Ia pun mengusulkan agar para petambak difokuskan memproduksi sebanyak-banyaknya. Terkait kualitas, perlu didirikan sentra pengolahan yang dapat meningkatkan kadar NaCl menjadi 97 persen atau memenuhi standar garam industri. Selama ini, kadar NaCl garam rakyat rata-rata di bawah 97 persen (untuk konsumsi).
Hal tersebut juga terkait kebijakan Kementerian Koordinator Bidang Perekonomian yang menetapkan alokasi impor garam 2,9 juta ton untuk memenuhi kebutuhan industri pada 2020. Angka itu meningkat dari tahun lalu yang 2,7 juta ton. (Kompas, 4/1/2020)
Pendamping Desa Bumimulyo, Batangan, Pati, pada Program Pemberdayaan Usaha Garam Rakyat (Pugar), Joko Senawi, mengatakan, di desanya, baru sekitar lima persen petambak yang menggunakan geomembran. Mayoritas terkendala pembiayaan, yang juga berkait dengan anjloknya harga jual.
Terkait jatuhnya harga garam rakyat dan masih adanya impor garam untuk industri, Menteri Kelautan dan Perikanan Edhy Prabowo mengatakan, pihaknya terus berkoordinasi dengan kementerian-kementerian terkait. Ia yakin masalah itu bisa ditangani dengan komunikasi yang baik.
"Saya sudah bertemu dengan Menko Perekonomian, Menteri Perindustrian, dan Menteri Perdagangan dalam rapat koordinasi untuk memecahkan masalah ini. Memang, ada masalah, garam yang diproduksi (untuk konsumsi) tak terbeli. Namun, jangan terpancing. Petambak tak akan dibiarkan sengsara. Akan ada langkah-langkah selanjutnya," ujarnya.
Pelaksana Tugas Direktur Jenderal Pengelolaan Ruang Laut Kementerian Kelautan dan Perikanan Aryo Hanggono menambahkan, terkait peningkatan kualitas, pihaknya tengah mengkaji penyediaan kolam air tua atau cairan sisa kristalisasi pembuatan garam. Namun, terdapat kendala yakni kesulitan mencari lahan di Pulau Jawa.

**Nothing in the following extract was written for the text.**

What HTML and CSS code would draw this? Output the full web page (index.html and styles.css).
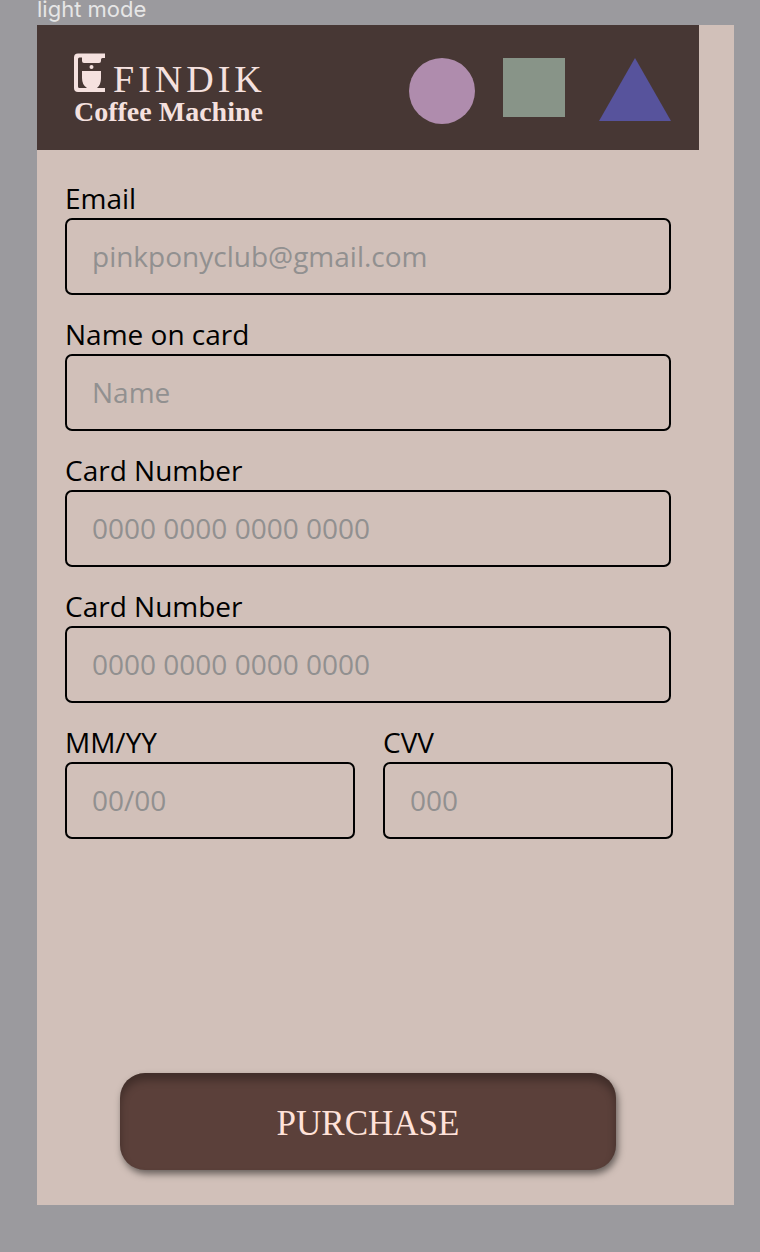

Sementara solusi lainnya yakni washing plant atau tempat pencucian garam. "Ini perlu disiapkan di dekat gudang-gudang garam. Saat ini, kami masih melakukan studi untuk mengetahui ukuran sebesar apa yang paling ekonomis. Harapannya, nanti garam bisa langsung masuk ke pasar," kata Aryo.
Pada Kamis, Edhy Prabowo meresmikan GGN untuk enam kabupaten yakni Aceh Utara, Indramayu, Demak, Jepara, Pati, dan Pamekasan, masing-masing berkapasitas 2.000 ton. Menurut Aryo, saat ini ada 26 GGN di Indonesia. Agar optimal, pengelolanya harus koperasi, bukan pengusaha atau perorangan.